The commission's draft decision indicated the regulator would reject the merger because the financial gains by cutting staff numbers were outweighed by the impact on diversity of media coverage and the aggregation of soft power under one umbrella.
The publishers responded on March 21 to the regulator, which was released today, saying the commission couldn't simply adopt a 'worst case scenario' as its counterfactual, because a stronger entity would generate its own public benefits in a sustainable journalism organisation, citing a similar restructure announced by Television New Zealand which will also result in cuts to editorial staff.
"The counterfactual letter does not outline (redacted) will mean for journalistic quality and media plurality in the absence of the merger," the companies wrote. "Given the sole ground on which the commission indicated, in its draft determination, that it was minded to decline the merger was media plurality, that is a fundamentally relevant factor that is not discussed in the commission's counterfactual letter."

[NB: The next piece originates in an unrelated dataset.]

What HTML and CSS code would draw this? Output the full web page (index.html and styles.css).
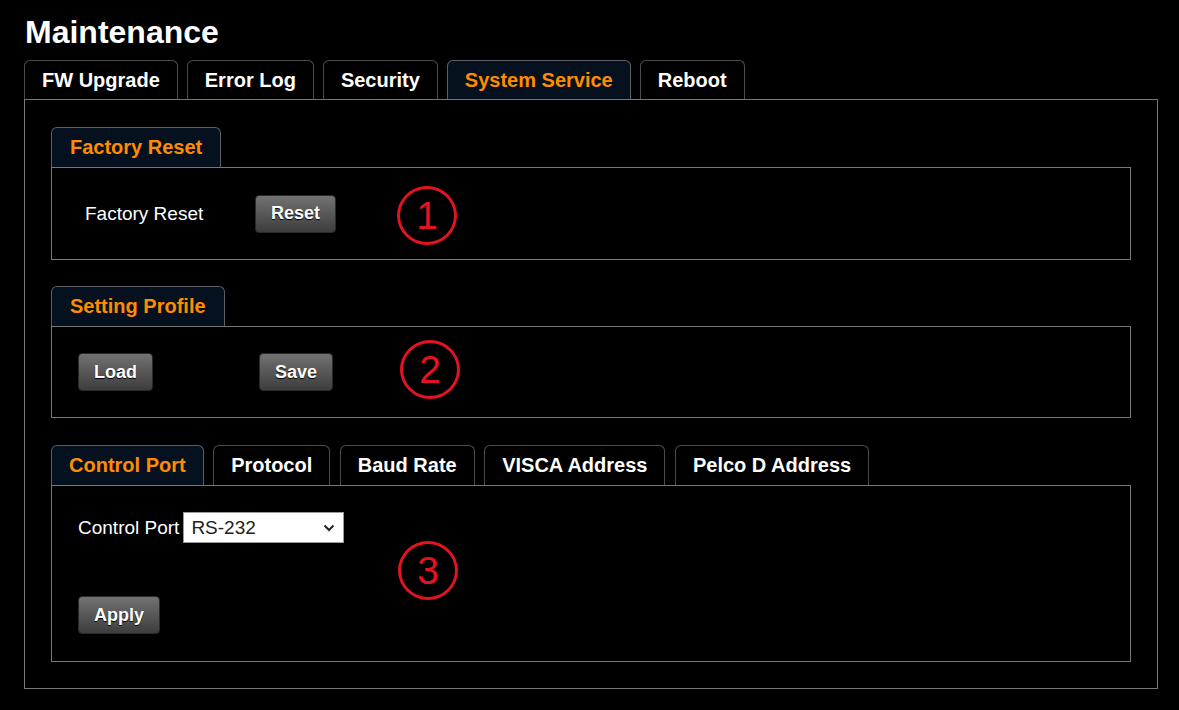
FILE: index.html
```html
<!DOCTYPE html>
<html lang="en">
  <head>
    <meta charset="UTF-8" />
    <meta name="viewport" content="width=device-width, initial-scale=1.0" />
    <title>Maintenance</title>
    <link rel="stylesheet" href="styles.css">
  </head>
  <body>
    <div class="page">
      <h1 class="title">Maintenance</h1>

      <ul class="tabs main-tabs">
        <li class="tab">FW Upgrade</li>
        <li class="tab">Error Log</li>
        <li class="tab">Security</li>
        <li class="tab active">System Service</li>
        <li class="tab">Reboot</li>
      </ul>

      <div class="panel">
        <div class="group">
          <div class="legend"><span class="tab active">Factory Reset</span></div>
          <div class="box box-reset">
            <span class="field-label">Factory Reset</span>
            <button class="btn">Reset</button>
            <span class="marker marker-1">1</span>
          </div>
        </div>

        <div class="group group-profile">
          <div class="legend"><span class="tab active">Setting Profile</span></div>
          <div class="box box-profile">
            <button class="btn">Load</button>
            <button class="btn btn-save">Save</button>
            <span class="marker marker-2">2</span>
          </div>
        </div>

        <div class="group">
          <ul class="tabs sub-tabs">
            <li class="tab active">Control Port</li>
            <li class="tab">Protocol</li>
            <li class="tab">Baud Rate</li>
            <li class="tab">VISCA Address</li>
            <li class="tab">Pelco D Address</li>
          </ul>
          <div class="box box-port">
            <div class="port-row">
              <label for="controlPort">Control Port</label>
              <div class="select-wrap">
                <select id="controlPort">
                  <option>RS-232</option>
                  <option>RS-422</option>
                </select>
                <svg class="chevron" width="12" height="8" viewBox="0 0 12 8">
                  <path d="M1.5 1.5 L6 6 L10.5 1.5" fill="none" stroke="#222" stroke-width="2" />
                </svg>
              </div>
            </div>
            <button class="btn">Apply</button>
            <span class="marker marker-3">3</span>
          </div>
        </div>
      </div>
    </div>
  </body>
</html>
```

FILE: styles.css
```css
* {
  margin: 0;
  padding: 0;
  box-sizing: border-box;
  font-family: "Liberation Sans", Arial, sans-serif;
}

body {
  background-color: #000;
  color: #fff;
}

.page {
  width: 1134px;
  margin-left: 24px;
  padding-top: 14px;
}

.title {
  font-size: 32px;
  line-height: 36px;
  font-weight: bold;
  margin-left: 1px;
  margin-bottom: 10px;
}

.tabs {
  list-style: none;
  display: flex;
  gap: 9px;
}

.sub-tabs {
  gap: 9.5px;
}

.tab {
  display: flex;
  align-items: center;
  height: 39px;
  padding: 0 17px;
  border: 1px solid #4c4c4c;
  border-bottom: none;
  border-radius: 6px 6px 0 0;
  font-size: 20px;
  font-weight: bold;
  color: #fff;
  background-color: #000;
}

.sub-tabs .tab {
  height: 40px;
}

.tab.active {
  color: #ff8c00;
  background-color: #06111f;
  border-color: #5a5f66;
}

.legend {
  display: flex;
}

.legend .tab {
  height: 40px;
  padding: 0 18px;
}

.panel {
  border: 1px solid #777;
  padding: 27px 26px 26px;
}

.group {
  margin-bottom: 26px;
}

.group-profile {
  margin-bottom: 27px;
}

.group:last-child {
  margin-bottom: 0;
}

.box {
  position: relative;
  border: 1px solid #777;
}

.box-reset {
  display: flex;
  align-items: center;
  height: 93px;
  padding-left: 33px;
}

.field-label {
  width: 170px;
  font-size: 19px;
}

.box-profile {
  display: flex;
  align-items: center;
  height: 92px;
  padding-left: 26px;
}

.btn-save {
  margin-left: 106px;
}

.box-port {
  height: 177px;
  padding: 26px 26px 0;
}

.port-row {
  display: flex;
  align-items: center;
  gap: 4px;
  margin-bottom: 53px;
}

.port-row label {
  font-size: 19px;
}

.select-wrap {
  position: relative;
}

.select-wrap select {
  appearance: none;
  width: 161px;
  height: 31px;
  padding-left: 7px;
  border: 1px solid #9a9a9a;
  background-color: #fff;
  color: #222;
  font-size: 19px;
}

.chevron {
  position: absolute;
  right: 9px;
  top: 12px;
  pointer-events: none;
}

.btn {
  height: 38px;
  padding: 0 15px;
  border: 1px solid #2a2a2a;
  border-radius: 4px;
  background: linear-gradient(#727272, #3d3d3d);
  color: #fff;
  font-size: 18px;
  font-weight: bold;
  text-shadow: 0 1px 1px #000;
  cursor: pointer;
}

.btn:hover {
  opacity: 0.9;
}

/* numbered annotation circles */
.marker {
  position: absolute;
  display: flex;
  align-items: center;
  justify-content: center;
  width: 60px;
  height: 59px;
  border: 3px solid #e3141f;
  border-radius: 50%;
  color: #e3141f;
  font-size: 39px;
  line-height: 1;
}

.marker-1 {
  left: 345px;
  top: 18px;
}

.marker-2 {
  left: 348px;
  top: 13px;
}

.marker-3 {
  left: 346px;
  top: 55px;
}
```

Among the anticipated benefits of the merger is providing enough financial heft for extending the longevity of the companies' print operations and giving it room to hunt out other revenue streams where it could "successfully exploit the combined customer databases and other intellectual property" which could then be reinvested into the publishing businesses or content creation.
The news organisations have previously said the merger would give them a fighting chance against Google and Facebook which dominate digital advertising markets, and have downplayed the size of editorial job cuts, which would account for about 10 percent-to-13 per cent of the projected $136.5 million to $218.7m of quantified benefits over five years.